WHAT YOU HAVE TO DO.
For the listing that follows, give again exactly the lines from the one with "Give me the" to the one with "FILE: index.html", including both.

Stored records:
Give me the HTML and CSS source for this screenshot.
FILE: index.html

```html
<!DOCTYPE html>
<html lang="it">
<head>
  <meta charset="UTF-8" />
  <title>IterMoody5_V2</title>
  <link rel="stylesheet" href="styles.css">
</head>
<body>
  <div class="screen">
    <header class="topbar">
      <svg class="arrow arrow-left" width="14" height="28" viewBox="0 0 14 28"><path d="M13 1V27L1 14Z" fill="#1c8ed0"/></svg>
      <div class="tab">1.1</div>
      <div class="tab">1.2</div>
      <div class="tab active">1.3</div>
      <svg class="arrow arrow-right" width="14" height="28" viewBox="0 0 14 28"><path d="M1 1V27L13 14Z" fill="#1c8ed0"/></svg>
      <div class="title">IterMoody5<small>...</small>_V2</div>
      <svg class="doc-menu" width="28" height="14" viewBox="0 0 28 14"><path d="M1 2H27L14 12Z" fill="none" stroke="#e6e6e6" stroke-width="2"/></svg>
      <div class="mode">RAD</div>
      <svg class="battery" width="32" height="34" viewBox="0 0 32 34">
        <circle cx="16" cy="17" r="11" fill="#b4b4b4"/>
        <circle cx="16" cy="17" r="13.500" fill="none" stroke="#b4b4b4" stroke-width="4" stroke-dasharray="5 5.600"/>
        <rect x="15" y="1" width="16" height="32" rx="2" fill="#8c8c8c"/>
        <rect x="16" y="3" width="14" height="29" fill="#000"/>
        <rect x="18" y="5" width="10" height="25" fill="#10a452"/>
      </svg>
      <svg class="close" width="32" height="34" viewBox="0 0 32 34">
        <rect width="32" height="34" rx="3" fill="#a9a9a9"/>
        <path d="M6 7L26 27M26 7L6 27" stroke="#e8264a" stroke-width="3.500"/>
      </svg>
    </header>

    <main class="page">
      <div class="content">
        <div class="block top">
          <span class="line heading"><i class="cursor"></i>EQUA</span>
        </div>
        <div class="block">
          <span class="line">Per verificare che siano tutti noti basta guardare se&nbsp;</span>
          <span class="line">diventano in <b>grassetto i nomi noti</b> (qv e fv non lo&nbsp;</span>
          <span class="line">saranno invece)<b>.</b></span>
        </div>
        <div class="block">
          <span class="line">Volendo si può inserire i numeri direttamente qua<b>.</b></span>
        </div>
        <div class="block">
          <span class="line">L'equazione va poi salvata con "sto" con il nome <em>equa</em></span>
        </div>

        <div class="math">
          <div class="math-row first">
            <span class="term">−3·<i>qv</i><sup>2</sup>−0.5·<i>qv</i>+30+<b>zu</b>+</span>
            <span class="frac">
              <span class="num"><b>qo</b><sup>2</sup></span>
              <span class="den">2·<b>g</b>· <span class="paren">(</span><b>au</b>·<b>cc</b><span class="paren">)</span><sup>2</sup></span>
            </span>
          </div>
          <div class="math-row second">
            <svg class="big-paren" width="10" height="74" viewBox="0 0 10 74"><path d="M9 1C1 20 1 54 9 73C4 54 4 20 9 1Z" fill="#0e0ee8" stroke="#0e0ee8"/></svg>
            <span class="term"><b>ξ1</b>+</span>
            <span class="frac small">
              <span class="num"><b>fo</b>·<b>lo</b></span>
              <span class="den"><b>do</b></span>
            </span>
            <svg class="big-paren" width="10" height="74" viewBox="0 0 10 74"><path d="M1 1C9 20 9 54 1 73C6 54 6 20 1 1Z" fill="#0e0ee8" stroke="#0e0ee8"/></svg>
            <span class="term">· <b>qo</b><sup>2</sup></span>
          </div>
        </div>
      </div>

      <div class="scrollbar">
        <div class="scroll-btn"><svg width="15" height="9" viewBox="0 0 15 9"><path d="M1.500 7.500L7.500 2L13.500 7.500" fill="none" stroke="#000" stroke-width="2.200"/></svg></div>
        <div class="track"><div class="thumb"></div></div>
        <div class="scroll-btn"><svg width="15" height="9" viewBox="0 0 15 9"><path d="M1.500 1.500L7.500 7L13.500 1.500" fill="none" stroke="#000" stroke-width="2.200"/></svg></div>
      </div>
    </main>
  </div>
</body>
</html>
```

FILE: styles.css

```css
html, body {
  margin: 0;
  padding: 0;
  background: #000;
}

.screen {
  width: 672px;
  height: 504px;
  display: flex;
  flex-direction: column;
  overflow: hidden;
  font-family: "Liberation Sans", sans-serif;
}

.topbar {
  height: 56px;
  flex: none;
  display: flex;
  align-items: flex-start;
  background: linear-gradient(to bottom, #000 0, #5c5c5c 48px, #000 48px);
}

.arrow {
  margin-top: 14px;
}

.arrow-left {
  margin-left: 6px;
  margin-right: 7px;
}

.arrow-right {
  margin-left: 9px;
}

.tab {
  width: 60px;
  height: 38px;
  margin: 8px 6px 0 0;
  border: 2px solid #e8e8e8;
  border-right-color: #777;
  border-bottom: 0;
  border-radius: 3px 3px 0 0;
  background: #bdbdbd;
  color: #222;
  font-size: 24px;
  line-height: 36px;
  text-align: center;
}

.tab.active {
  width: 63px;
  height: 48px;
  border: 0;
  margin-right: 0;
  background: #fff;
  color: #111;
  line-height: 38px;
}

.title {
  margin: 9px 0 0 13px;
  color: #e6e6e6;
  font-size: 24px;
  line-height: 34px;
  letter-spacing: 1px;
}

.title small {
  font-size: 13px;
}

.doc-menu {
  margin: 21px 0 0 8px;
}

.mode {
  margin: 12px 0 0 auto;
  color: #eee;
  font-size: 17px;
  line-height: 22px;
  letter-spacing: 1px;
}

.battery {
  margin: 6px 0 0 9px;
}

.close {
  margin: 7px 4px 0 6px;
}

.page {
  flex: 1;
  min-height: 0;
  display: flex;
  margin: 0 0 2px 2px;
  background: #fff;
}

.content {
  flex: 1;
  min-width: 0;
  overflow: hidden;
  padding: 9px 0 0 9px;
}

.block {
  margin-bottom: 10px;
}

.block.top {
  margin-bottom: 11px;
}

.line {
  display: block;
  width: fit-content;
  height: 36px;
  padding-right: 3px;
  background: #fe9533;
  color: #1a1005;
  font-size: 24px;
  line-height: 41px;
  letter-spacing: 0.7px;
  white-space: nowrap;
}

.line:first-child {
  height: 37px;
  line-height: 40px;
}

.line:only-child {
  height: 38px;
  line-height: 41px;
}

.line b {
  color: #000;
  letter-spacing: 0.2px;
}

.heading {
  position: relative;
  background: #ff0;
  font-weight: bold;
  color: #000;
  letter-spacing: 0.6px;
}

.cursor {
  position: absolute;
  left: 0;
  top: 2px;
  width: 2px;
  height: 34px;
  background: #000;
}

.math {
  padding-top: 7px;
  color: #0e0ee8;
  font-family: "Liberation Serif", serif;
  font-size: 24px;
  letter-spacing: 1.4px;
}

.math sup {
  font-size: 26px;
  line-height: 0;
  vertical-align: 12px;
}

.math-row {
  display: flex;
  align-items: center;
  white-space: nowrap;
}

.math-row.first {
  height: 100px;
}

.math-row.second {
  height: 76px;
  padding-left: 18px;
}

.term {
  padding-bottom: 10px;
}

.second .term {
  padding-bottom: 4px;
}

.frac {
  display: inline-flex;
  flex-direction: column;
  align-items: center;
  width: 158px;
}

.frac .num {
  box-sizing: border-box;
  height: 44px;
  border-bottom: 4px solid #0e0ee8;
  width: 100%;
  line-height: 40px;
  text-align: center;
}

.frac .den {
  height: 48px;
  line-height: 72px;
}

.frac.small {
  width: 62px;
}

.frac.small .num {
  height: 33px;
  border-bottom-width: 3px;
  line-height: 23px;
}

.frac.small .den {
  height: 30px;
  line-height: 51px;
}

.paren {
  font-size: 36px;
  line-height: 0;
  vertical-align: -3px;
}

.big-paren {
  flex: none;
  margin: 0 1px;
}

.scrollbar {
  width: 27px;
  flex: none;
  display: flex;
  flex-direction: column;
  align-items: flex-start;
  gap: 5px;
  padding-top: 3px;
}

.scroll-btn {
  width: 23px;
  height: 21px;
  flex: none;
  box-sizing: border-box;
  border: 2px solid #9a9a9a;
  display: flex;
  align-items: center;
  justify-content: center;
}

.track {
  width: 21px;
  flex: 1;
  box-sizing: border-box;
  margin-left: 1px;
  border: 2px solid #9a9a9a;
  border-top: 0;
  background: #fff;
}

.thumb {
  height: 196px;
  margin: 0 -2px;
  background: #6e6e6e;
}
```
==
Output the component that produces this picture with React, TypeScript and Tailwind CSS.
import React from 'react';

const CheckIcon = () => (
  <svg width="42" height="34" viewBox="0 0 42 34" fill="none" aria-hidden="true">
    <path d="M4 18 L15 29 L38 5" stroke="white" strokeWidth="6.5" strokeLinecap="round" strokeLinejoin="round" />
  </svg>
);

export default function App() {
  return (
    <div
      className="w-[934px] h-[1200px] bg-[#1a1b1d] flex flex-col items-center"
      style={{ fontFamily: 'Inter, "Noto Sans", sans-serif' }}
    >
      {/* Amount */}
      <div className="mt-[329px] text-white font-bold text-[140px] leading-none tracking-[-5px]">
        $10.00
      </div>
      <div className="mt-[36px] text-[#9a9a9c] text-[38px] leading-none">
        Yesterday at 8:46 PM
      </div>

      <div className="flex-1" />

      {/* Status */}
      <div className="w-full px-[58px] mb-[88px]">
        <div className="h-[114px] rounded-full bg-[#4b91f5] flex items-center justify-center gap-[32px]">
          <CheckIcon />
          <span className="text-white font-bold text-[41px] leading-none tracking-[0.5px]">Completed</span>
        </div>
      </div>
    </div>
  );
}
==
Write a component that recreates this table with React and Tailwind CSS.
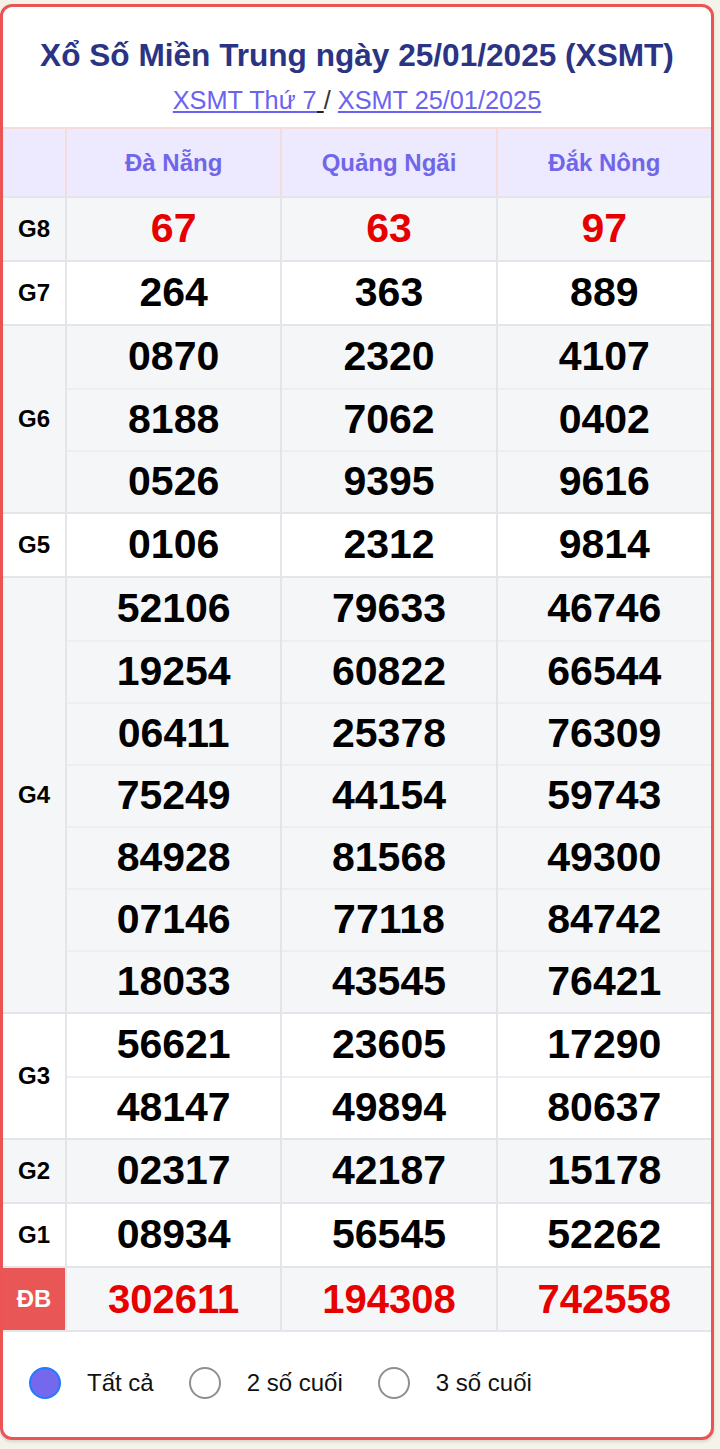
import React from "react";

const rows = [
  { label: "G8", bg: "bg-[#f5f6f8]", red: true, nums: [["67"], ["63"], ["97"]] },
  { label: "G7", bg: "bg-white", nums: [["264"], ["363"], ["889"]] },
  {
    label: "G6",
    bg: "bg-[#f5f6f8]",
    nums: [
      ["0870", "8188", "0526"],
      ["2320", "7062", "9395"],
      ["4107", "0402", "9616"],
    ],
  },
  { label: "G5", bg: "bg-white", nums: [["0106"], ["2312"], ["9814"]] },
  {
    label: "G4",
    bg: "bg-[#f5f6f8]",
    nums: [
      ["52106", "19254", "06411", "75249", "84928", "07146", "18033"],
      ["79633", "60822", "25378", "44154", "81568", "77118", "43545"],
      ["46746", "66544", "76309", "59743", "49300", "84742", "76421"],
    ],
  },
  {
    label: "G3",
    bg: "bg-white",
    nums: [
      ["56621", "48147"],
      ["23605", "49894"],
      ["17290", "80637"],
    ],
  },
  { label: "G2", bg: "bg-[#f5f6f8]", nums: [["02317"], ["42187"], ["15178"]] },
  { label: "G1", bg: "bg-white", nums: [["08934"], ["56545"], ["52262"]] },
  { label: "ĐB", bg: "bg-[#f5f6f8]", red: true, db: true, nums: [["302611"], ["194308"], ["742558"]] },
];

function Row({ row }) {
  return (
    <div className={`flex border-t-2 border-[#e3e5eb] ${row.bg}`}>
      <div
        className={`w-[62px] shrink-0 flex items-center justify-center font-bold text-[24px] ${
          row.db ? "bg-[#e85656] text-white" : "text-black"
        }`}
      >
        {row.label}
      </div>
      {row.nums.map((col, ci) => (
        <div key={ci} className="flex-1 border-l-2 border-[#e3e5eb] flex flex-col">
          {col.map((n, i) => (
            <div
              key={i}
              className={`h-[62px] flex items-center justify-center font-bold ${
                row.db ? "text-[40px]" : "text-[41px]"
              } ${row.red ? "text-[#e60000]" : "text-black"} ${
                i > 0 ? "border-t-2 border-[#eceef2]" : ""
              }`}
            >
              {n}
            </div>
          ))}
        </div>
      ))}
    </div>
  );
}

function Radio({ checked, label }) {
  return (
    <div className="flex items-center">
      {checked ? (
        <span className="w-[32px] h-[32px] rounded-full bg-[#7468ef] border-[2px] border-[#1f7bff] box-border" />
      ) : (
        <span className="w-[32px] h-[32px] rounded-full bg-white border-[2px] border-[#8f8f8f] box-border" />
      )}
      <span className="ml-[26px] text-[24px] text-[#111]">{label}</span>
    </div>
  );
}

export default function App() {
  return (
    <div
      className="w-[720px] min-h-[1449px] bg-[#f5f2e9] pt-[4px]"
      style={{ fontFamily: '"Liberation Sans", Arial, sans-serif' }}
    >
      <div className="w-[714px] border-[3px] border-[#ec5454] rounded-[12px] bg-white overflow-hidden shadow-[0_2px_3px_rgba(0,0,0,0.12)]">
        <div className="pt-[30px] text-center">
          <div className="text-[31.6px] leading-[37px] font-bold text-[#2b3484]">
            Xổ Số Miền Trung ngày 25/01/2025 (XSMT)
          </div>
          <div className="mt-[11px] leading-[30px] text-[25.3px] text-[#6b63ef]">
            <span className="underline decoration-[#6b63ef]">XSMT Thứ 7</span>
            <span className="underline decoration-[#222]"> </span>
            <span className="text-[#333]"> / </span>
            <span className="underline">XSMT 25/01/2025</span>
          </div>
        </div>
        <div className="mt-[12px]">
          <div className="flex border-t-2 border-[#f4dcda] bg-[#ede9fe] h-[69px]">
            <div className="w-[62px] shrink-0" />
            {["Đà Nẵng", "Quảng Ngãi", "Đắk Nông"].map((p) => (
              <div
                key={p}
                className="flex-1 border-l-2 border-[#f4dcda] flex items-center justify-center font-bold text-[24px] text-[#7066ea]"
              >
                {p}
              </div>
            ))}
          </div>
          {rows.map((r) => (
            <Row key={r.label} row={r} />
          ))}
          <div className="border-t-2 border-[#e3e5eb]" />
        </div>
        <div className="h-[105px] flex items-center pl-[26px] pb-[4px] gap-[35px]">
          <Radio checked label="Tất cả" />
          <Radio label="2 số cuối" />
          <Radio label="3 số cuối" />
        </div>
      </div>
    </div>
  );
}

TASK RESPONSE.
Give me the HTML and CSS source for this screenshot.
FILE: index.html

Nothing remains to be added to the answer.